For now we can just use these 5 stocks as toy data to do a bit of exploring with.

In [None]:
with open(train_stocks_path, 'r') as f:
    train_stocks_text = f.read()

train_stocks_text.split(sep='\n')[0:5]

Data comes in parquet files, which pandas has support for. It's possible to just read `data/raw/book_train` and get the data for every stock, but I advise against this as it almost crashed my computer with how much memory it took.

In [None]:
df = pd.read_parquet('../../data/raw/book_train/stock_id=96')

In [None]:
df

Since every row can be uniquely identified by `time_id` and `seconds_in_bucket`, reindexing based on these columns makes analysis a bit nicer.

In [None]:
df.index = pd.MultiIndex.from_frame(df[['time_id', 'seconds_in_bucket']])
df = df.drop(columns=['time_id', 'seconds_in_bucket'])

df

There is roughly 10 minutes of data in each time bucket. `seconds_in_bucket` is not continuous, some seconds are missing.

In [None]:
df.loc[5]

In [None]:
np.sqrt((df['bid_price1'] + df['ask_price1']).groupby(level='time_id').sum())

Realized volatility calculation:

In [None]:
def realized_volatility(book_data):
    wap = (book_data['bid_price1'] * book_data['ask_size1'] + book_data['ask_price1'] * book_data['bid_size1']) / (book_data['bid_size1'] + book_data['ask_size1'])
    log_wap = np.log(wap)
    
    log_returns = log_wap.groupby(level='time_id').diff().dropna()
    
    return np.sqrt((log_returns**2).groupby(level='time_id').sum())

In [None]:
past_realized_volatility = realized_volatility(df)

past_realized_volatility

We can compare this with the target realized volatility from `train.csv`.

In [None]:
train_targets_df = pd.read_csv(train_targets_path)
train_targets_df.index = pd.MultiIndex.from_frame(train_targets_df[['stock_id', 'time_id']])

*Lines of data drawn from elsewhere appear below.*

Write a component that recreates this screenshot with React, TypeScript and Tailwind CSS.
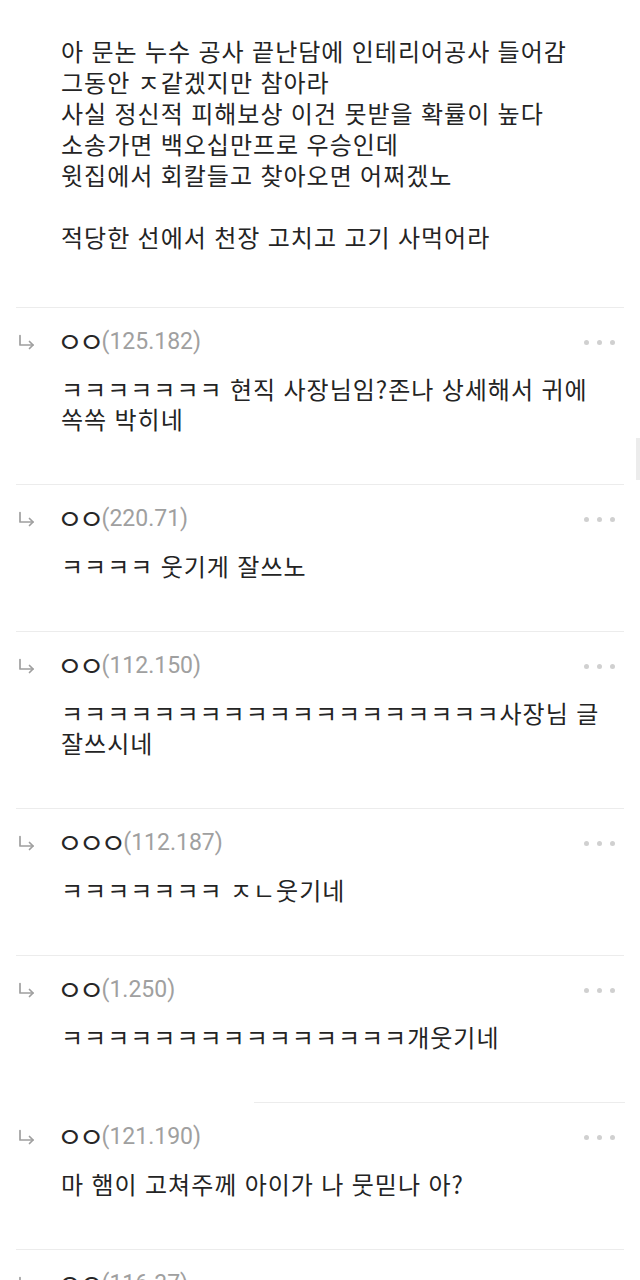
import React from "react";

const bodyFont = "font-['Noto_Sans_CJK_KR','Noto_Sans',sans-serif]";

// first line sits mostly above the top edge, as in a scrolled view
const intro: [string, string][] = [
  ["이건 윗집 잘못이니 천장 수리비는 받을 수 있다", "h-[31px]"],
  ["", "h-[35px]"],
  ["아 문논 누수 공사 끝난담에 인테리어공사 들어감", "h-[31px]"],
  ["그동안 ㅈ같겠지만 참아라", "h-[31px]"],
  ["사실 정신적 피해보상 이건 못받을 확률이 높다", "h-[31px]"],
  ["소송가면 백오십만프로 우승인데", "h-[31px]"],
  ["윗집에서 회칼들고 찾아오면 어쩌겠노", "h-[31px]"],
  ["", "h-[31px]"],
  ["적당한 선에서 천장 고치고 고기 사먹어라", "h-[31px]"],
];

type Reply = { nick: string; ip: string; lines: string[] };

const replies: Reply[] = [
  { nick: "ㅇㅇ", ip: "(125.182)", lines: ["ㅋㅋㅋㅋㅋㅋㅋ 현직 사장님임?존나 상세해서 귀에", "쏙쏙 박히네"] },
  { nick: "ㅇㅇ", ip: "(220.71)", lines: ["ㅋㅋㅋㅋ 웃기게 잘쓰노"] },
  { nick: "ㅇㅇ", ip: "(112.150)", lines: ["ㅋㅋㅋㅋㅋㅋㅋㅋㅋㅋㅋㅋㅋㅋㅋㅋㅋㅋㅋ사장님 글", "잘쓰시네"] },
  { nick: "ㅇㅇㅇ", ip: "(112.187)", lines: ["ㅋㅋㅋㅋㅋㅋㅋ ㅈㄴ웃기네"] },
  { nick: "ㅇㅇ", ip: "(1.250)", lines: ["ㅋㅋㅋㅋㅋㅋㅋㅋㅋㅋㅋㅋㅋㅋㅋ개웃기네"] },
  { nick: "ㅇㅇ", ip: "(121.190)", lines: ["마 햄이 고쳐주께 아이가 나 뭇믿나 아?"] },
  { nick: "ㅇㅇ", ip: "(116.37)", lines: [] },
];

function ReplyArrow() {
  return (
    <svg width="17" height="16" viewBox="0 0 17 16" fill="none" stroke="#9f9f9f" strokeWidth="1.7" strokeLinecap="round" strokeLinejoin="round">
      <path d="M2 1.5 V11 H15" />
      <path d="M11.5 7.5 L15 11 L11.5 14.5" />
    </svg>
  );
}

function Dots() {
  return (
    <div className="flex items-center gap-[8px]">
      <span className="h-[5px] w-[5px] rounded-full bg-[#d0d0d0]" />
      <span className="h-[5px] w-[5px] rounded-full bg-[#d0d0d0]" />
      <span className="h-[5px] w-[5px] rounded-full bg-[#d0d0d0]" />
    </div>
  );
}

function ReplyItem({ r, sepClass }: { r: Reply; sepClass: string }) {
  return (
    <div>
      <div className={sepClass} />
      <div className="pt-[20px] pb-[50px]">
        <div className="flex h-[28px] items-center justify-between pl-[18px] pr-[25px]">
          <div className="flex items-center">
            <ReplyArrow />
            <span className={`ml-[22px] -mt-[3px] text-[28px] leading-[28px] tracking-[-4px] text-[#262626] ${bodyFont}`}>{r.nick}</span>
            <span className="ml-px font-['Roboto','Noto_Sans',sans-serif] text-[23px] leading-[28px] text-[#a0a0a0]">{r.ip}</span>
          </div>
          <Dots />
        </div>
        {r.lines.length > 0 && (
          <div className={`mt-[18px] pl-[61px] text-[24px] leading-[30px] tracking-[1px] [word-spacing:1px] text-[#242424] ${bodyFont}`}>
            {r.lines.map((l, i) => (
              <div key={i} className="whitespace-nowrap">
                {l}
              </div>
            ))}
          </div>
        )}
      </div>
    </div>
  );
}

export default function App() {
  return (
    <div className="relative h-[1280px] w-[640px] overflow-hidden bg-white">
      <div className={`-mt-[31px] pb-[55px] pl-[61px] text-[24px] leading-[31px] tracking-[1px] [word-spacing:1px] text-[#242424] ${bodyFont}`}>
        {intro.map(([l, h], i) => (
          <div key={i} className={`${h} whitespace-nowrap`}>
            {l}
          </div>
        ))}
      </div>

      {replies.map((r, i) => (
        <ReplyItem
          key={i}
          r={r}
          sepClass={i === 5 ? "ml-[254px] mr-[15px] h-px bg-[#ececec]" : "mx-4 h-px bg-[#ececec]"}
        />
      ))}

      {/* scroll indicator */}
      <div className="absolute right-0 top-[438px] h-[42px] w-[4px] bg-[#ececec]" />
    </div>
  );
}
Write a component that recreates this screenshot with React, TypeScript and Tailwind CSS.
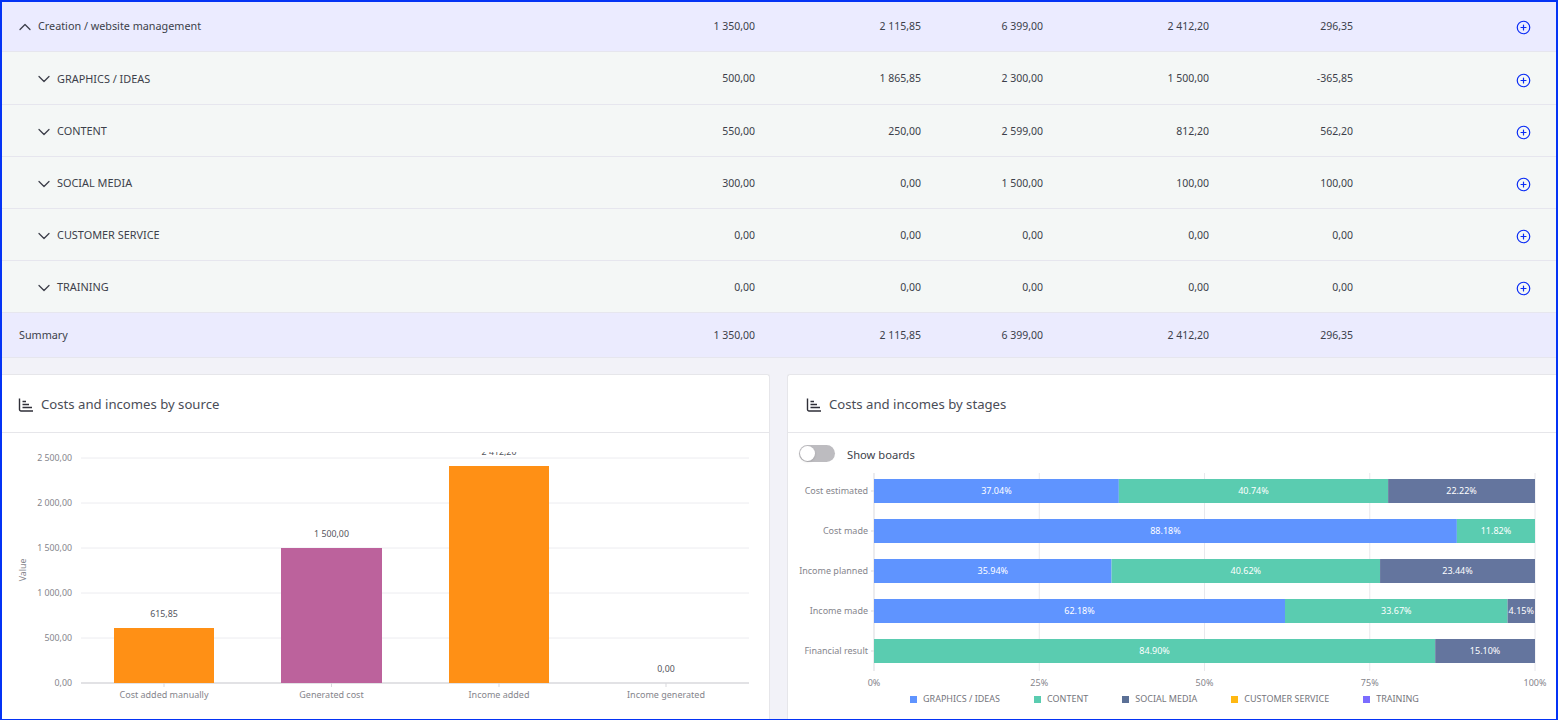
import { ChevronDown, ChevronUp, CirclePlus } from "lucide-react";

const rows = [
  { name: "GRAPHICS / IDEAS", values: ["500,00", "1 865,85", "2 300,00", "1 500,00", "-365,85"] },
  { name: "CONTENT", values: ["550,00", "250,00", "2 599,00", "812,20", "562,20"] },
  { name: "SOCIAL MEDIA", values: ["300,00", "0,00", "1 500,00", "100,00", "100,00"] },
  { name: "CUSTOMER SERVICE", values: ["0,00", "0,00", "0,00", "0,00", "0,00"] },
  { name: "TRAINING", values: ["0,00", "0,00", "0,00", "0,00", "0,00"] },
];

const totals = ["1 350,00", "2 115,85", "6 399,00", "2 412,20", "296,35"];

const sourceBars = [
  { label: "Cost added manually", text: "615,85", x: 112, width: 100, height: 55, color: "#ff9015" },
  { label: "Generated cost", text: "1 500,00", x: 279, width: 101, height: 135, color: "#bc629c" },
  { label: "Income added", text: "2 412,20", x: 447, width: 100, height: 217, color: "#ff9015" },
  { label: "Income generated", text: "0,00", x: 614, width: 100, height: 0, color: "#ff9015" },
];

const sourceTicks = ["2 500,00", "2 000,00", "1 500,00", "1 000,00", "500,00", "0,00"];

const BLUE = "#5f94ff";
const GREEN = "#5accb0";
const SLATE = "#64759e";

const stageBars = [
  { label: "Cost estimated", parts: [{ v: 37.04, c: BLUE }, { v: 40.74, c: GREEN }, { v: 22.22, c: SLATE }] },
  { label: "Cost made", parts: [{ v: 88.18, c: BLUE }, { v: 11.82, c: GREEN }] },
  { label: "Income planned", parts: [{ v: 35.94, c: BLUE }, { v: 40.62, c: GREEN }, { v: 23.44, c: SLATE }] },
  { label: "Income made", parts: [{ v: 62.18, c: BLUE }, { v: 33.67, c: GREEN }, { v: 4.15, c: SLATE }] },
  { label: "Financial result", parts: [{ v: 84.9, c: GREEN }, { v: 15.1, c: SLATE }] },
];

const legend = [
  { name: "GRAPHICS / IDEAS", color: BLUE },
  { name: "CONTENT", color: GREEN },
  { name: "SOCIAL MEDIA", color: "#5b7096" },
  { name: "CUSTOMER SERVICE", color: "#ffb812" },
  { name: "TRAINING", color: "#7b6cff" },
];

const rowGrid = "grid grid-cols-[500px_253px_166px_122px_166px_144px_1fr] items-center";

const ChartIcon = () => (
  <svg width="16" height="16" viewBox="0 0 16 16" fill="none" stroke="#2f2f38" strokeWidth="1.4">
    <path d="M1.5 1.5V12.5a1.5 1.5 0 0 0 1.5 1.5H15" />
    <path d="M4.5 4.5H8M4.5 7.5H11M4.5 10.5H14" />
  </svg>
);

const Values = ({ values, extra = "" }: { values: string[]; extra?: string }) => (
  <>
    {values.map((value, index) => (
      <div key={index} className={`text-right text-[10.5px] ${extra}`}>
        {value}
      </div>
    ))}
  </>
);

const PlusCell = () => (
  <div className="flex justify-end pt-[2px] pr-[25px]">
    <CirclePlus className="h-[15px] w-[15px] text-[#0a2cf5]" strokeWidth={1.9} />
  </div>
);

const CardHeader = ({ title, indent }: { title: string; indent: string }) => (
  <div className={`flex h-[58px] items-center gap-[7px] border-b border-[#e6e6ea] pt-[2px] text-[13.15px] text-[#4a4d57] ${indent}`}>
    <ChartIcon />
    <span>{title}</span>
  </div>
);

const SourceChart = () => (
  <svg width="767" height="268" className="block text-[8.8px]">
    {sourceTicks.map((tick, i) => (
      <g key={tick}>
        <line
          x1="79"
          x2="747"
          y1={6 + i * 45}
          y2={6 + i * 45}
          stroke={i === 5 ? "#d9d9dd" : "#ececf0"}
          strokeWidth={i === 5 ? 1.5 : 1}
        />
        <text x="70" y={9 + i * 45} textAnchor="end" fill="#85858c">
          {tick}
        </text>
      </g>
    ))}
    <text transform="translate(24 118) rotate(-90)" textAnchor="middle" fill="#85858c">
      Value
    </text>
    {sourceBars.map((bar) => (
      <g key={bar.label}>
        <rect x={bar.x} y={231 - bar.height} width={bar.width} height={bar.height} fill={bar.color} />
        <line x1={bar.x + bar.width / 2} x2={bar.x + bar.width / 2} y1="231" y2="235" stroke="#d9d9dd" />
        <text x={bar.x + bar.width / 2} y={231 - bar.height - 11} textAnchor="middle" fill="#55555d">
          {bar.text}
        </text>
        <text x={bar.x + bar.width / 2} y="246" textAnchor="middle" fill="#85858c" className="text-[9px]">
          {bar.label}
        </text>
      </g>
    ))}
  </svg>
);

const StageChart = () => (
  <svg width="768" height="219" className="block text-[9px]">
    {[0, 25, 50, 75, 100].map((tick) => (
      <g key={tick}>
        <line
          x1={86 + tick * 6.61}
          x2={86 + tick * 6.61}
          y1="0"
          y2="198"
          stroke={tick === 0 ? "#d9d9dd" : "#e8e8ec"}
        />
        <text x={86 + tick * 6.61} y="213" textAnchor="middle" fill="#85858c">
          {tick}%
        </text>
      </g>
    ))}
    {stageBars.map((bar, i) => {
      const y = 6 + i * 40;
      let start = 0;
      return (
        <g key={bar.label}>
          <text x="80" y={y + 15} textAnchor="end" fill="#85858c">
            {bar.label}
          </text>
          <line x1="83" x2="86" y1={y + 12} y2={y + 12} stroke="#d9d9dd" />
          {bar.parts.map((part) => {
            const x = 86 + start * 6.61;
            const width = part.v * 6.61;
            start += part.v;
            return (
              <g key={part.v}>
                <rect x={x} y={y} width={width} height={24} fill={part.c} />
                <text x={x + width / 2} y={y + 15} textAnchor="middle" fill="#ffffff">
                  {part.v.toFixed(2)}%
                </text>
              </g>
            );
          })}
        </g>
      );
    })}
  </svg>
);

export default function App() {
  return (
    <div className="h-[720px] w-[1558px] overflow-hidden border-2 border-b border-[#0433f5] bg-[#f2f2f8] font-['Noto_Sans',sans-serif] text-[10.8px] text-[#3c3f4a]">
      {/* Project row */}
      <div className={`${rowGrid} h-[50px] border-b border-[#e6e6ee] bg-[#ebebff]`}>
        <div className="flex items-center gap-[3.5px] pl-[12.5px]">
          <ChevronUp className="h-[20px] w-[20px]" strokeWidth={1.5} />
          <span>Creation / website management</span>
        </div>
        <Values values={totals} />
        <PlusCell />
      </div>

      {/* Stage rows */}
      {rows.map((row, index) => (
        <div
          key={row.name}
          className={`${rowGrid} ${index === 0 ? "h-[53px]" : "h-[52px]"} border-b border-[#e6e6ee] bg-[#f4f7f6] pt-[2px]`}
        >
          <div className="flex items-center gap-[3px] pl-[32px] text-[10.9px]">
            <ChevronDown className="h-[20px] w-[20px]" strokeWidth={1.5} />
            <span>{row.name}</span>
          </div>
          <Values values={row.values} />
          <PlusCell />
        </div>
      ))}

      {/* Summary */}
      <div className={`${rowGrid} h-[45px] border-b border-[#e6e6ee] bg-[#ebebfe]`}>
        <div className="pl-[17px]">Summary</div>
        <Values values={totals} extra="pt-[2px]" />
        <div />
      </div>

      {/* Charts */}
      <div className="mt-[16px] flex gap-[17px]">
        <div className="h-[400px] w-[768px] rounded-tr-[3px] border-t border-r border-[#e6e6ea] bg-white">
          <CardHeader title="Costs and incomes by source" indent="pl-[16px]" />
          <div className="pt-[19px]">
            <SourceChart />
          </div>
        </div>
        <div className="h-[400px] flex-1 rounded-tl-[3px] border-t border-l border-[#e6e6ea] bg-white">
          <CardHeader title="Costs and incomes by stages" indent="pl-[18px]" />
          <div className="flex h-[40px] items-center gap-[12px] pl-[11px]">
            <div className="relative h-[17px] w-[36px] rounded-full bg-[#bdbcc0]">
              <div className="absolute top-[1px] left-[1px] h-[15px] w-[15px] rounded-full bg-white shadow" />
            </div>
            <span className="pt-[5px] text-[11.2px]">Show boards</span>
          </div>
          <StageChart />
          <div className="flex gap-[34px] pl-[122px] text-[9px] leading-[14px] text-[#75757c]">
            {legend.map((item) => (
              <div key={item.name} className="flex items-center gap-[6px]">
                <div className="h-[7px] w-[7px]" style={{ backgroundColor: item.color }} />
                <span>{item.name}</span>
              </div>
            ))}
          </div>
        </div>
      </div>
    </div>
  );
}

targets = train_targets_df['target']

# Put both past and target in same dataframe for side-by-side comparison and graphing.
comparison_df = pd.DataFrame({'past': past_realized_volatility, 'target': targets.loc[96]})

comparison_df

Plot of past volatility vs target volatility suggests a linear relationship.

In [None]:
_ = comparison_df.plot(x='past', y='target', kind='scatter')

#### Next Steps

For a baseline we should replicate the tutorial method of using past volatility as the predicted target. We should then try a linear model based on past volatility. From there best thing to do should be feature engineering, we still have the trade data to tap into, and there are other features we can take from the book data. For a high dimensionality approach we could try taking summary stats for short time intervals throughout each bucket and feed them into something like an SVM.

A competitive model would probably recognize the data as time series data, but I want to get some practice with the more basic learning methods before getting into time series analysis.

In [None]:
processed_dir = join(data_dir, 'processed')

os.makedirs(processed_dir, exist_ok=True)

past_realized_volatility.to_hdf(join(processed_dir, 'past_volatility_indexed.h5'), key='past_realized_volatility')
targets.to_hdf(join(processed_dir, 'targets_indexed.h5'), 'targets')